We’ll also get the November retail sales report, which will offer an early read on whether softer real wage growth was already weighing on household spending.
On the housing side, both new home sales and existing home sales are expected to have declined at the end of the year.
For all of 2025, existing home sales are expected to come in roughly in line with 2024 levels – marking another year of historically weak housing activity. The market has now spent multiple years bouncing along the bottom, constrained by affordability pressures.
Looking ahead, Zillow forecasts a modest rebound in existing home sales to around 4.2 million in 2026, as affordability gradually improves.
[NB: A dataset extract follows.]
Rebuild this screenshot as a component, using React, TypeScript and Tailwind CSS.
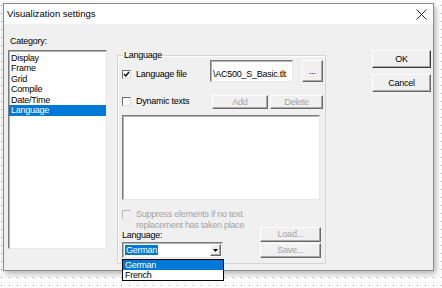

Slower home price growth, easing mortgage rates, and income growth outpacing housing costs should help bring more buyers and sellers back into the market.
A fragile labor market complicates that outlook. When job prospects feel uncertain, renters are more likely to stay put, fewer first-time buyers enter the market, and some would-be sellers delay listing their homes. Even modest labor market softening can therefore restrain housing turnover, limiting how quickly activity can recover.
What This Means for Policy Right Now
With inflation still above target and the labor market no longer deteriorating meaningfully, the Federal Reserve is likely to hold rates steady at its January meeting. Eighteen days out from the next FOMC decision, market pricing implies only about a 5% probability of a rate cut.
For policymakers, the current data argue for patience: growth is slowing but not collapsing, and inflation risks still dominate. Until either inflation cools more convincingly or labor market conditions weaken further, policy is likely to remain on hold.